### PROBLEM DESCRIPTION
Output every entry exactly as written, but omit the pictures.

### MATERIAL FOR THE TASK
◆ ◆ ◆ ◆ ◆ ◆ ◆

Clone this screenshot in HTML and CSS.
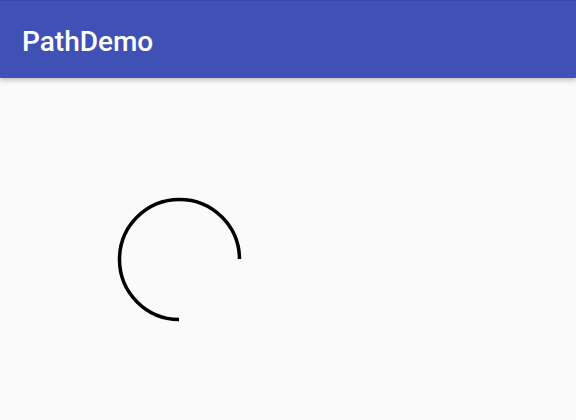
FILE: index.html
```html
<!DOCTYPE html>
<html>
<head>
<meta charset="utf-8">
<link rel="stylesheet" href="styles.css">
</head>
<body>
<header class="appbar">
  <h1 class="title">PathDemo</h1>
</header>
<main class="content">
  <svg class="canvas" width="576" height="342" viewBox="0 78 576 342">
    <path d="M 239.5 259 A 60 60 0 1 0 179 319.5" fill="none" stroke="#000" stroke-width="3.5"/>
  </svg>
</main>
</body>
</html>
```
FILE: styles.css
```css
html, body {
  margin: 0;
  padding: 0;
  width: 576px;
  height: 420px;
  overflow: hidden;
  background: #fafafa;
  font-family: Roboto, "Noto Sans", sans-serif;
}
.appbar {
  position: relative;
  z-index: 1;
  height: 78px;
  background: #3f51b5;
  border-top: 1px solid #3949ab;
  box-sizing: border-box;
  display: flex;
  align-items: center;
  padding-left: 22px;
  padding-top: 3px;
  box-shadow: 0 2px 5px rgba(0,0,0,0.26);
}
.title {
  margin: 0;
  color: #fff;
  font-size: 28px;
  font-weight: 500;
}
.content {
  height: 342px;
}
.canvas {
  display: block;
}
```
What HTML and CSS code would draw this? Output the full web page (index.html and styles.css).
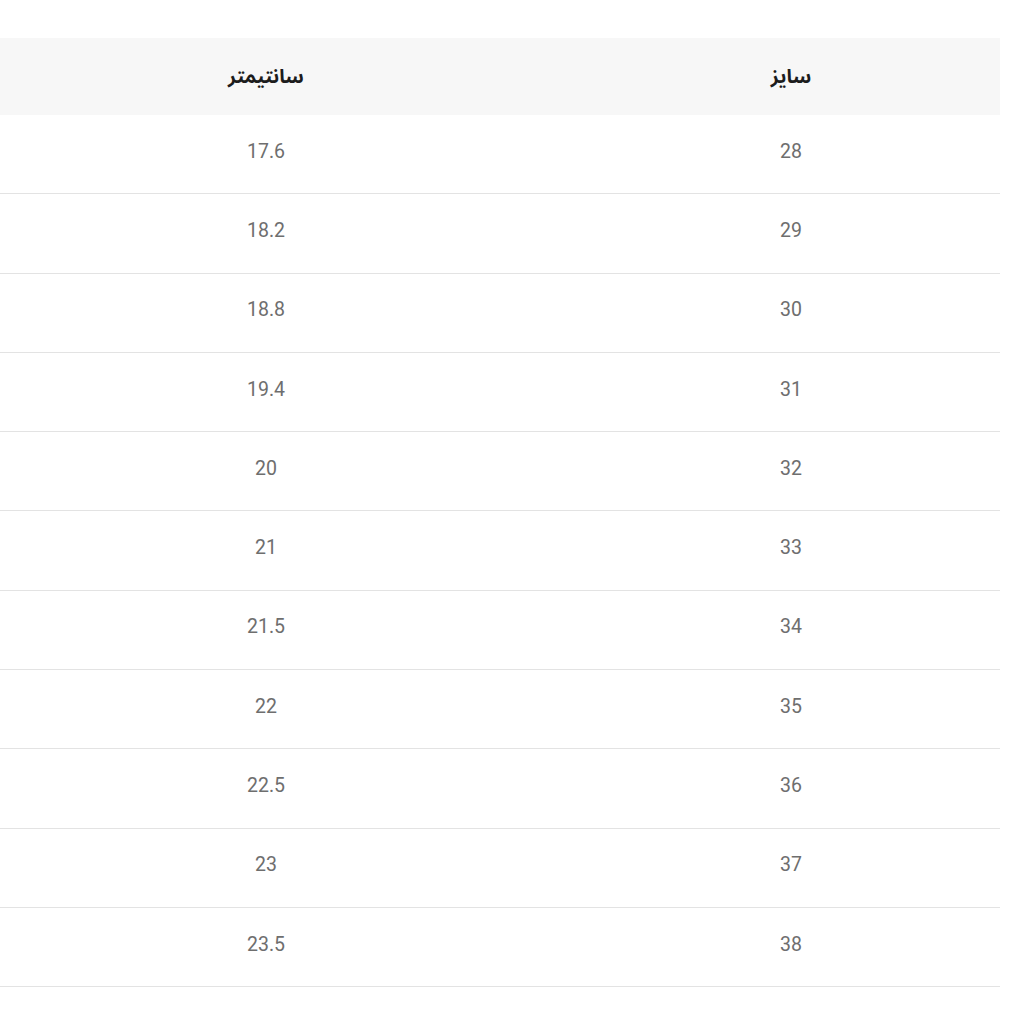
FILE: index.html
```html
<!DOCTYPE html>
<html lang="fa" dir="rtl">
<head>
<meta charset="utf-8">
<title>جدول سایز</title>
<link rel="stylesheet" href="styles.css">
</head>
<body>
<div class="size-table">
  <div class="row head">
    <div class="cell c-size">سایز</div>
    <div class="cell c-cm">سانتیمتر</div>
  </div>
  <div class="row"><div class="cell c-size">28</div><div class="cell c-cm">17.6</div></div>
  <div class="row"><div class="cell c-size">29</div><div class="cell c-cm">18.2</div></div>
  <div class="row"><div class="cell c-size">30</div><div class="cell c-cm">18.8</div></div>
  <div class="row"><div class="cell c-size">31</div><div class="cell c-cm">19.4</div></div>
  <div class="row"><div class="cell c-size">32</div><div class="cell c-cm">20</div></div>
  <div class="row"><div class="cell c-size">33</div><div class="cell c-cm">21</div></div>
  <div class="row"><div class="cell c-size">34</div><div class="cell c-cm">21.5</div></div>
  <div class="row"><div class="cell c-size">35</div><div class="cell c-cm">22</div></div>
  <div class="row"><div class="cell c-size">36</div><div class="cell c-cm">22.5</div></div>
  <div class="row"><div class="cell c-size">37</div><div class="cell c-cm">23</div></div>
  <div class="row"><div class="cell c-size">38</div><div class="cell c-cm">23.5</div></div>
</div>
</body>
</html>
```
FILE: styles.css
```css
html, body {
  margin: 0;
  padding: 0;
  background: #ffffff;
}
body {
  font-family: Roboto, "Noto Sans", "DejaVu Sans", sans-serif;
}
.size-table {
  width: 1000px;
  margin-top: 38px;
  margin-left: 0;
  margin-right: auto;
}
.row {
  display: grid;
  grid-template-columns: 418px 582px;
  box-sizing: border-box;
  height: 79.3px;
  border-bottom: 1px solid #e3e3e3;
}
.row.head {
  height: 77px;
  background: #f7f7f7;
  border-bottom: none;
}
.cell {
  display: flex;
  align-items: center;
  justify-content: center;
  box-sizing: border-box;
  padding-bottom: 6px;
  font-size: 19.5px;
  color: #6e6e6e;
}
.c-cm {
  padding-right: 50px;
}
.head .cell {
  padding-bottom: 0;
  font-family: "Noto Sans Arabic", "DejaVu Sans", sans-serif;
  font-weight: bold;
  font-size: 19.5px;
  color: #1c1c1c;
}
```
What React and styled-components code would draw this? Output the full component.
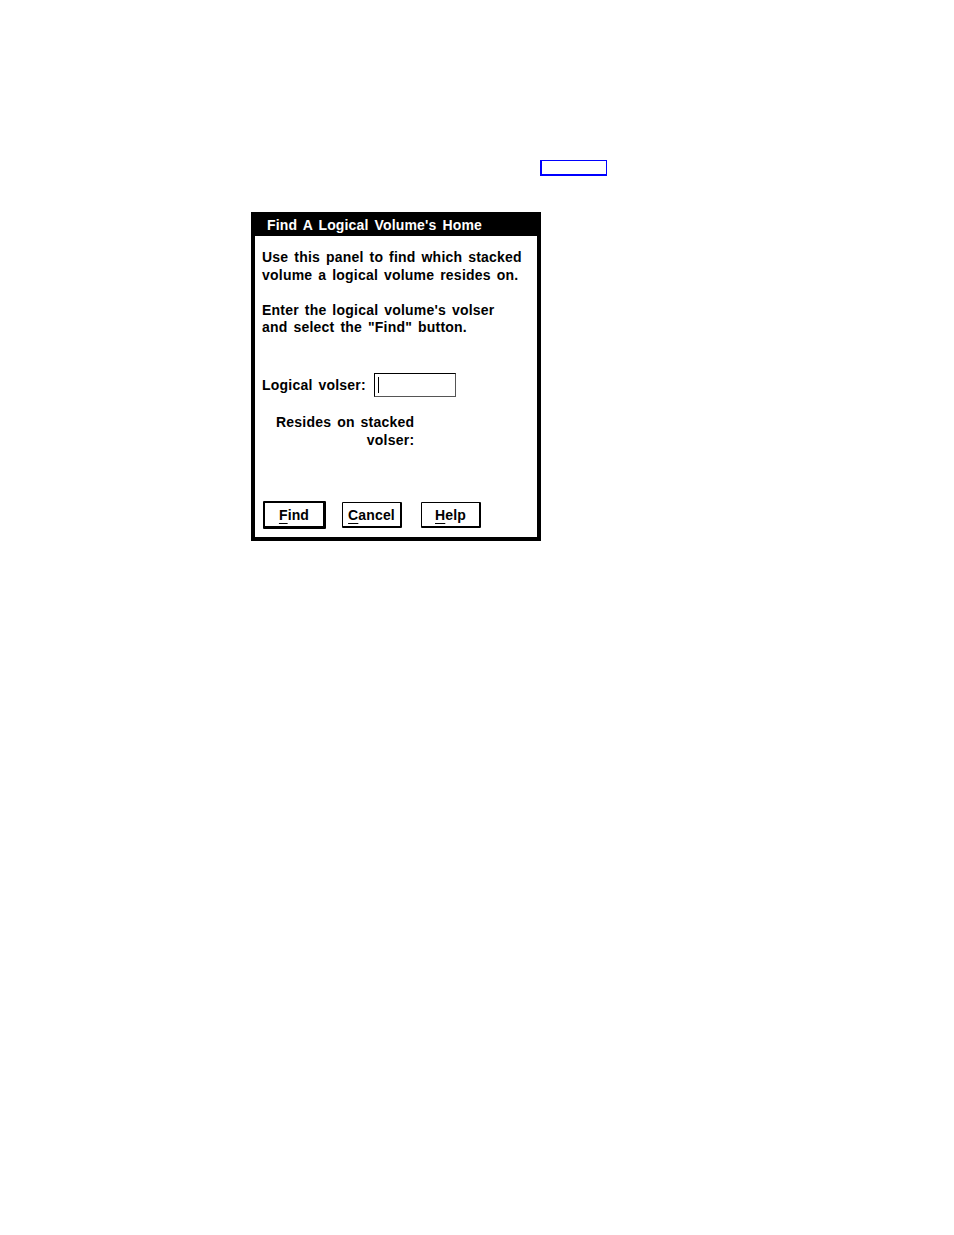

◆ ◆ ◆ ◆ ◆ ◆ ◆

### FINAL RESULT
Clone this screenshot in HTML and CSS.
FILE: index.html
```html
<!DOCTYPE html>
<html>
<head>
<meta charset="utf-8">
<link rel="stylesheet" href="styles.css">
</head>
<body>
<header class="appbar">
  <h1 class="title">PathDemo</h1>
</header>
<main class="content">
  <svg class="canvas" width="576" height="342" viewBox="0 78 576 342">
    <path d="M 239.5 259 A 60 60 0 1 0 179 319.5" fill="none" stroke="#000" stroke-width="3.5"/>
  </svg>
</main>
</body>
</html>
```
FILE: styles.css
```css
html, body {
  margin: 0;
  padding: 0;
  width: 576px;
  height: 420px;
  overflow: hidden;
  background: #fafafa;
  font-family: Roboto, "Noto Sans", sans-serif;
}
.appbar {
  position: relative;
  z-index: 1;
  height: 78px;
  background: #3f51b5;
  border-top: 1px solid #3949ab;
  box-sizing: border-box;
  display: flex;
  align-items: center;
  padding-left: 22px;
  padding-top: 3px;
  box-shadow: 0 2px 5px rgba(0,0,0,0.26);
}
.title {
  margin: 0;
  color: #fff;
  font-size: 28px;
  font-weight: 500;
}
.content {
  height: 342px;
}
.canvas {
  display: block;
}
```
What HTML and CSS code would draw this? Output the full web page (index.html and styles.css).
FILE: index.html
```html
<!DOCTYPE html>
<html lang="fa" dir="rtl">
<head>
<meta charset="utf-8">
<title>جدول سایز</title>
<link rel="stylesheet" href="styles.css">
</head>
<body>
<div class="size-table">
  <div class="row head">
    <div class="cell c-size">سایز</div>
    <div class="cell c-cm">سانتیمتر</div>
  </div>
  <div class="row"><div class="cell c-size">28</div><div class="cell c-cm">17.6</div></div>
  <div class="row"><div class="cell c-size">29</div><div class="cell c-cm">18.2</div></div>
  <div class="row"><div class="cell c-size">30</div><div class="cell c-cm">18.8</div></div>
  <div class="row"><div class="cell c-size">31</div><div class="cell c-cm">19.4</div></div>
  <div class="row"><div class="cell c-size">32</div><div class="cell c-cm">20</div></div>
  <div class="row"><div class="cell c-size">33</div><div class="cell c-cm">21</div></div>
  <div class="row"><div class="cell c-size">34</div><div class="cell c-cm">21.5</div></div>
  <div class="row"><div class="cell c-size">35</div><div class="cell c-cm">22</div></div>
  <div class="row"><div class="cell c-size">36</div><div class="cell c-cm">22.5</div></div>
  <div class="row"><div class="cell c-size">37</div><div class="cell c-cm">23</div></div>
  <div class="row"><div class="cell c-size">38</div><div class="cell c-cm">23.5</div></div>
</div>
</body>
</html>
```
FILE: styles.css
```css
html, body {
  margin: 0;
  padding: 0;
  background: #ffffff;
}
body {
  font-family: Roboto, "Noto Sans", "DejaVu Sans", sans-serif;
}
.size-table {
  width: 1000px;
  margin-top: 38px;
  margin-left: 0;
  margin-right: auto;
}
.row {
  display: grid;
  grid-template-columns: 418px 582px;
  box-sizing: border-box;
  height: 79.3px;
  border-bottom: 1px solid #e3e3e3;
}
.row.head {
  height: 77px;
  background: #f7f7f7;
  border-bottom: none;
}
.cell {
  display: flex;
  align-items: center;
  justify-content: center;
  box-sizing: border-box;
  padding-bottom: 6px;
  font-size: 19.5px;
  color: #6e6e6e;
}
.c-cm {
  padding-right: 50px;
}
.head .cell {
  padding-bottom: 0;
  font-family: "Noto Sans Arabic", "DejaVu Sans", sans-serif;
  font-weight: bold;
  font-size: 19.5px;
  color: #1c1c1c;
}
```
What React and styled-components code would draw this? Output the full component.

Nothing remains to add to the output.